On the Question that the Preamble be postponed?


said, he despaired of inducing their Lordships to reject the clause which placed members of Friendly Societies in a different position from other members of the community, and he should therefore endeavour to limit its operation by the Amendments he had placed on the Paper.

Preamble postponed. Clause 1 (The provisions of sec. 23 of the Divided Parishes and Poor Law Amendment Act, 1876, not to apply to monies to which a pauper or pauper lunatic may be entitled as a member of a friendly or benefit society).


proposed, in line 7, to leave out the words "pauper or"—the effect of which would be to pro-vent the payment of monies due from a Friendly Society to a pauper or a pauper's family. He thought it quite reasonable, and in the interest of the ratepayers themselves, to deal exceptionally with the case of pauper lunatics; but with regard to ordinary paupers, he saw no reason why an exceptional provision should be retained in the Bill in favour of members of Friendly Societies. He was not indifferent, far less hostile, to Friendly Societies. For the last 30 years he had been President of one of the largest of those Societies in the West of England, and he had looked particularly to the soundness of that Society. Friendly Societies throughout the country were increasing both in numbers and soundness; and with increasing numbers and improving soundness they required no exceptional bounty, such as that given by this Bill.


said, he adhered to the opinion he had expressed last year when he supported an Amendment similar to the present. But while he was opposed to the principle of the Bill, the matter was really not very important; and, looking to the strong feeling which had been expressed throughout the country in favour of the Bill, he should, out of deference to public opinion, support it.


said, that the Bill simply reverted to the principle in force before 1876. He denied that any exceptional bounty was given to Friendly Societies by this Bill. What it did was to remove a supposed power under the Act of 1876 from the Guardians to attach the allowances due to members of Friendly Societies for the relief given to a pauper. The pauper would still be liable to the Guardians, on any money coming in to him, for the cost of his maintenance, and could be sued by them; but the officers of Friendly Societies com- plained—and he thought with justice—that they should have to pay the money due from them to their members to the Guardians, instead of its being applied directly to the maintenance of the member's family, and recovered by the Guardians from them if necessary. The Amendment, if carried, would be fatal to the Bill, in favour of which no fewer than 1,900 Petitions had been presented, with 12 7,000 signatures.

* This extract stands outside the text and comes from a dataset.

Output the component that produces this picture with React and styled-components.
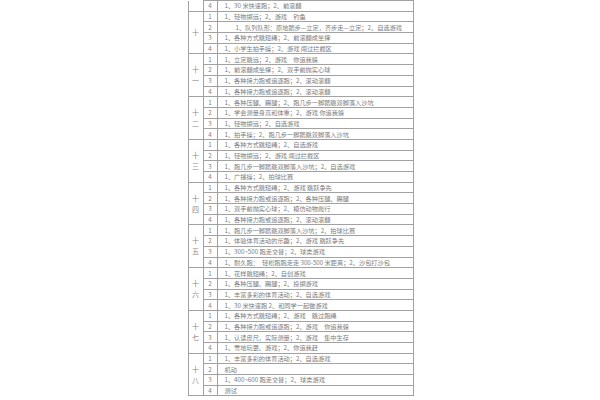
import React from "react";
import styled, { createGlobalStyle } from "styled-components";

const GlobalStyle = createGlobalStyle`
  html, body { margin: 0; padding: 0; background: #ffffff; }
  body { font-family: "Noto Sans CJK SC", "Noto Sans", sans-serif; }
`;

const Page = styled.div`
  width: 600px;
  height: 400px;
  overflow: hidden;
  display: flex;
  justify-content: center;
  align-items: flex-start;
`;

const Table = styled.table`
  border-collapse: collapse;
  table-layout: fixed;
  width: 226px;
  margin-left: 1px;
  color: #7c7c7c;
  font-size: 6.2px;
`;

const Row = styled.tr`
  height: 10.7px;
`;

const LabelCell = styled.td`
  width: 15px;
  border: 1px solid #a2a2a2;
  border-top: ${(p) => (p.$open ? "none" : "1px solid #a2a2a2")};
  text-align: center;
  vertical-align: middle;
  padding: 0;
  font-size: 7px;
  line-height: 11px;
  color: #8a8a8a;
`;

const NumCell = styled.td`
  width: 14px;
  border: 1px solid #a2a2a2;
  text-align: center;
  padding: 0;
  line-height: 9px;
  white-space: nowrap;
`;

const TextCell = styled.td`
  border: 1px solid #a2a2a2;
  padding: 0 0 0 ${(p) => (p.$indent ? "18px" : "7px")};
  line-height: 9px;
  white-space: nowrap;
  overflow: hidden;
`;

const groups = [
  {
    label: null,
    rows: [["4", "1、30 米快速跑；2、前滚翻"]],
  },
  {
    label: ["十"],
    rows: [
      ["1", "1、轻物掷远；2、游戏　钓鱼"],
      ["2", "1、队列队形：原地踏步—立定，齐步走—立定；2、自选游戏", true],
      ["3", "1、各种方式跳短绳；2、前滚翻成坐撑"],
      ["4", "1、小学生拍手操；2、游戏 闯过拦截区"],
    ],
  },
  {
    label: ["十", "一"],
    rows: [
      ["1", "1、立定跳远；2、游戏　你追我躲"],
      ["2", "1、前滚翻成坐撑；2、双手前抛实心球"],
      ["3", "1、各种接力跑或追逐跑；2、滚动滚翻"],
      ["4", "1、各种接力跑或追逐跑；2、滚动滚翻"],
    ],
  },
  {
    label: ["十", "二"],
    rows: [
      ["1", "1、各种压腿、踢腿；2、跑几步一脚踏跳双脚落入沙坑"],
      ["2", "1、学会测量身高和体重；2、游戏 你追我躲"],
      ["3", "1、轻物掷远；2、自选游戏"],
      ["4", "1、拍手操；2、跑几步一脚踏跳双脚落入沙坑"],
    ],
  },
  {
    label: ["十", "三"],
    rows: [
      ["1", "1、各种方式跳短绳；2、自选游戏"],
      ["2", "1、轻物掷远；2、游戏 闯过拦截区"],
      ["3", "1、跑几步一脚踏跳双脚落入沙坑；2、自选游戏"],
      ["4", "1、广播操；2、拍球比赛"],
    ],
  },
  {
    label: ["十", "四"],
    rows: [
      ["1", "1、各种方式跳短绳；2、游戏 跳跃争先"],
      ["2", "1、各种接力跑或追逐跑；2、各种压腿、踢腿"],
      ["3", "1、双手前抛实心球；2、模仿动物爬行"],
      ["4", "1、各种接力跑或追逐跑；2、滚动滚翻"],
    ],
  },
  {
    label: ["十", "五"],
    rows: [
      ["1", "1、跑几步一脚踏跳双脚落入沙坑；2、拍球比赛"],
      ["2", "1、体验体育活动的乐趣；2、游戏 跳跃争先"],
      ["3", "1、300~500 跑走交替；2、球类游戏"],
      ["4", "1、耐久跑：　轻松跑跑走走 300-500 米距离；2、沙包打沙包"],
    ],
  },
  {
    label: ["十", "六"],
    rows: [
      ["1", "1、花样跳短绳；2、自创游戏"],
      ["2", "1、各种压腿、踢腿；2、投掷游戏"],
      ["3", "1、丰富多彩的体育活动；2、自选游戏"],
      ["4", "1、30 米快速跑 2、和同学一起做游戏"],
    ],
  },
  {
    label: ["十", "七"],
    rows: [
      ["1", "1、各种方式跳短绳；2、游戏　跳过跑绳"],
      ["2", "1、各种接力跑或追逐跑；2、游戏　你追我躲"],
      ["3", "1、认读皮尺，实际测量；2、游戏　集中生存"],
      ["4", "1、雪地玩耍、游戏；2、你追我赶"],
    ],
  },
  {
    label: ["十", "八"],
    rows: [
      ["1", "1、丰富多彩的体育活动；2、自选游戏"],
      ["2", "机动"],
      ["3", "1、400~600 跑走交替；2、球类游戏"],
      ["4", "测试"],
    ],
  },
];

export default function App() {
  return (
    <>
      <GlobalStyle />
      <Page>
        <Table>
          <colgroup>
            <col style={{ width: "15px" }} />
            <col style={{ width: "14px" }} />
            <col />
          </colgroup>
          <tbody>
            {groups.map((g, gi) =>
              g.rows.map((r, ri) => (
                <Row key={`${gi}-${ri}`}>
                  {ri === 0 && (
                    <LabelCell rowSpan={g.rows.length} $open={!g.label}>
                      {g.label &&
                        g.label.map((c, ci) => (
                          <React.Fragment key={ci}>
                            {ci > 0 && <br />}
                            {c}
                          </React.Fragment>
                        ))}
                    </LabelCell>
                  )}
                  <NumCell>{r[0]}</NumCell>
                  <TextCell $indent={r[2]}>{r[1]}</TextCell>
                </Row>
              ))
            )}
          </tbody>
        </Table>
      </Page>
    </>
  );
}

opposed the Amendment. When he introduced the Bill last year the feeling of the country in its favour was intense, and it was ten times more so now. It was an honourable feeling on the part of the people, who had a notion that it tended to encourage thrift; and if there was one thing more than another which it was desirable to encourage in the English people, it was the practice of thrift. It would be wise, therefore, to depart from the rigid principles of political economy in this case. The funds in question could not be considered property in any sense. They could not be bequeathed, drawn out, or traded with; it was only in the contingency of sickness that benefit was derived from them. He hoped their Lordships would pass the Bill, and give satisfaction to a large body of people.


said, the real question was, what was best in the long run for the people themselves? He thought there was some necessity for concession in this case. The feeling was almost universal, and was excessively strong, in favour of the Bill, which had passed in its present shape through the House of Commons. In a matter which did not go to a very great practical extent, he thought their Lordships would be right in rejecting the Amendment.


said, that the pauper himself would not be a bit better off for the clause. The only difference would be that the Guardians would have the power of suing the pauper instead of the Friendly Society.


, in reply, contended that the Bill contained a new principle which was not in the law previous to 1876.

Amendment negatived.


moved, to leave out, in line 8, the words "other relative dependent on him." The word "relative" appeared to him to be dangerously wide in its meaning. He would limit the effect of the clause to wife, child, parent, grandfather, or grandmother unable to maintain himself or herself. A great portion of the Petitions in favour of the Bill limited the words to wife or children, father or mother, so that what he proposed went beyond the prayer of those Petitions.

Amendment movedLine 8, leave out "other relative dependent upon him for maintenance" and insert "child, or parent, grandfather or grandmother, incapable of maintaining himself or herself and previously regularly maintained by such pauper lunatic."—(The Earl Fortescue.)


suggested that "grandchildren" should be inserted, as they were often dependent for support on the persons contemplated by the Bill.


thought it would be worth considering to add other relative "legally" dependent.


said, he would accept the suggestion, provided the words "and previously regularly maintained" were also added.


said, that an Amendment of that kind would be very little worth, and might cause a great deal of trouble.


said, it was reasonable to limit the liability as it was now limited. Certain persons were bound to support certain others, and it was only reasonable to make the law coincident with the obligation. It was desirable to have the law precise, otherwise those who had to administer it would experience great difficulty.


wished to know whether the word "relative" was capable of any legal definition?


said, his strong impression was that "relatives" meant, in law, those who were next of kin, and that the term would not apply to relations by marriage.

Amendment negatived.

Clause agreed to.

Preamble agreed to.

Bill reported, without Amendment, and to be read 3ª on Monday next.